> [Collected material]:
*****

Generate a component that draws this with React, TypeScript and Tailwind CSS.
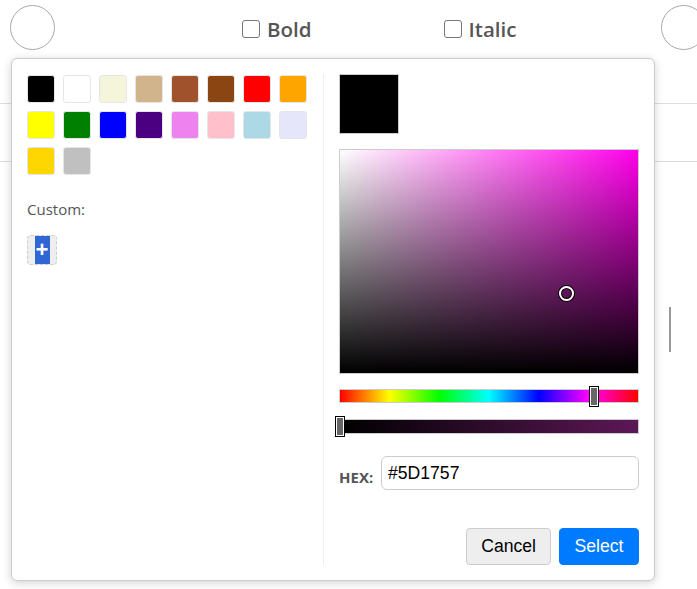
import React from "react";

const SWATCHES = [
  "#000000", "#ffffff", "#f5f5dc", "#d2b48c", "#a0522d", "#8b4513", "#ff0000", "#ffa500",
  "#ffff00", "#008000", "#0000ff", "#4b0082", "#ee82ee", "#ffc0cb", "#add8e6", "#e6e6fa",
  "#ffd700", "#c0c0c0",
];

function Thumb({ left }: { left: number }) {
  return (
    <div
      className="absolute top-[-4px] h-[21px] w-[10px] border border-black bg-white p-px"
      style={{ left }}
    >
      <div className="h-full w-full bg-[#666]" />
    </div>
  );
}

function CheckLabel({ text, className }: { text: string; className: string }) {
  return (
    <label className={`mt-[3px] flex items-center gap-[7px] ${className}`}>
      <span className="h-[18px] w-[18px] rounded-[3px] border-[1.5px] border-[#777] bg-white" />
      <span className="text-[20.5px] font-semibold text-[#555]">{text}</span>
    </label>
  );
}

export default function App() {
  return (
    <div className="relative h-[589px] w-[697px] overflow-hidden bg-white font-['Open_Sans',sans-serif]">
      {/* page behind the picker */}
      <div className="h-[104px] border-b border-[#ddd]">
        <div className="flex h-[55px] items-center pl-[10px]">
          <div className="h-[45px] w-[45px] shrink-0 rounded-full border border-[#aaa]" />
          <CheckLabel text="Bold" className="ml-[187px]" />
          <CheckLabel text="Italic" className="ml-[132px]" />
          <div className="-mr-[9px] ml-auto h-[45px] w-[45px] shrink-0 rounded-full border border-[#aaa]" />
        </div>
      </div>
      <div className="h-[58px] border-b border-[#ddd]" />
      <div className="ml-[669px] mt-[145px] h-[45px] w-[2px] bg-[#999]" />

      {/* color picker popover */}
      <div className="absolute left-[11px] top-[58px] flex h-[523px] w-[644px] rounded-[6px] border border-[#ccc] bg-white p-[15px] shadow-[0_2px_10px_rgba(0,0,0,0.18)]">
        <div className="flex w-[297px] flex-col border-r border-[#eee]">
          <div className="mt-px grid grid-cols-[repeat(8,28px)] gap-[8px]">
            {SWATCHES.map((c) => (
              <div
                key={c}
                className="h-[28px] w-[28px] rounded-[3px] border border-[#e6e6e6]"
                style={{ backgroundColor: c }}
              />
            ))}
          </div>
          <div className="mt-[24px] text-[15px] leading-[20px] text-[#555]">Custom:</div>
          <div className="mt-[16px] flex h-[30px] w-[30px] justify-center rounded-[4px] border border-dashed border-[#ccc] bg-[#eee]">
            <span className="flex w-[15px] items-center justify-center bg-[#2f66d4] font-['Liberation_Sans',sans-serif] text-[22px] font-bold leading-none text-white">
              +
            </span>
          </div>
        </div>

        <div className="flex flex-1 flex-col pl-[15px]">
          <div className="h-[60px] w-[60px] border border-[#ccc] bg-black" />

          <div className="relative mt-[15px] h-[225px] w-[300px] border border-[#ccc] bg-[#ff00ea]">
            <div className="h-full w-full bg-gradient-to-r from-white to-transparent" />
            <div className="absolute inset-0 bg-gradient-to-t from-black to-transparent" />
            <div className="absolute left-[219px] top-[136px] h-[15px] w-[15px] rounded-full border-2 border-white shadow-[0_0_0_1px_#000,inset_0_0_0_1px_#000]" />
          </div>

          <div className="relative mt-[15px] h-[14px] w-[300px] border border-[#ccc] bg-[linear-gradient(to_right,#f00,#ff0,#0f0,#0ff,#00f,#f0f,#f00)]">
            <Thumb left={249} />
          </div>

          <div className="relative mt-[16px] h-[15px] w-[300px] border border-[#ccc] bg-[linear-gradient(to_right,#000,#5d1757)]">
            <Thumb left={-5} />
          </div>

          <div className="mt-[22px] flex items-center">
            <span className="w-[42px] pt-[8px] text-[15px] font-bold text-[#555]">HEX:</span>
            <div className="flex h-[34px] flex-1 items-center rounded-[6px] border border-[#ccc] px-[6px] font-['Liberation_Sans',sans-serif] text-[17.6px] text-black">
              #5D1757
            </div>
          </div>

          <div className="mt-auto flex justify-end gap-[8px] font-['Liberation_Sans',sans-serif] text-[17.6px]">
            <button className="h-[37px] rounded-[4px] border border-[#ccc] bg-[#eee] px-[14px] text-black">
              Cancel
            </button>
            <button className="h-[37px] w-[80px] rounded-[4px] border border-[#007bff] bg-[#007bff] text-white">
              Select
            </button>
          </div>
        </div>
      </div>
    </div>
  );
}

*****

> [Stated goal]: Return, unchanged, the lines from the first line of the material through the line that holds "mt-[145px] h-[45px] w-[2px]", inclusive, omitting pictures.

> [Solution]:
Generate a component that draws this with React, TypeScript and Tailwind CSS.
import React from "react";

const SWATCHES = [
  "#000000", "#ffffff", "#f5f5dc", "#d2b48c", "#a0522d", "#8b4513", "#ff0000", "#ffa500",
  "#ffff00", "#008000", "#0000ff", "#4b0082", "#ee82ee", "#ffc0cb", "#add8e6", "#e6e6fa",
  "#ffd700", "#c0c0c0",
];

function Thumb({ left }: { left: number }) {
  return (
    <div
      className="absolute top-[-4px] h-[21px] w-[10px] border border-black bg-white p-px"
      style={{ left }}
    >
      <div className="h-full w-full bg-[#666]" />
    </div>
  );
}

function CheckLabel({ text, className }: { text: string; className: string }) {
  return (
    <label className={`mt-[3px] flex items-center gap-[7px] ${className}`}>
      <span className="h-[18px] w-[18px] rounded-[3px] border-[1.5px] border-[#777] bg-white" />
      <span className="text-[20.5px] font-semibold text-[#555]">{text}</span>
    </label>
  );
}

export default function App() {
  return (
    <div className="relative h-[589px] w-[697px] overflow-hidden bg-white font-['Open_Sans',sans-serif]">
      {/* page behind the picker */}
      <div className="h-[104px] border-b border-[#ddd]">
        <div className="flex h-[55px] items-center pl-[10px]">
          <div className="h-[45px] w-[45px] shrink-0 rounded-full border border-[#aaa]" />
          <CheckLabel text="Bold" className="ml-[187px]" />
          <CheckLabel text="Italic" className="ml-[132px]" />
          <div className="-mr-[9px] ml-auto h-[45px] w-[45px] shrink-0 rounded-full border border-[#aaa]" />
        </div>
      </div>
      <div className="h-[58px] border-b border-[#ddd]" />
      <div className="ml-[669px] mt-[145px] h-[45px] w-[2px] bg-[#999]" />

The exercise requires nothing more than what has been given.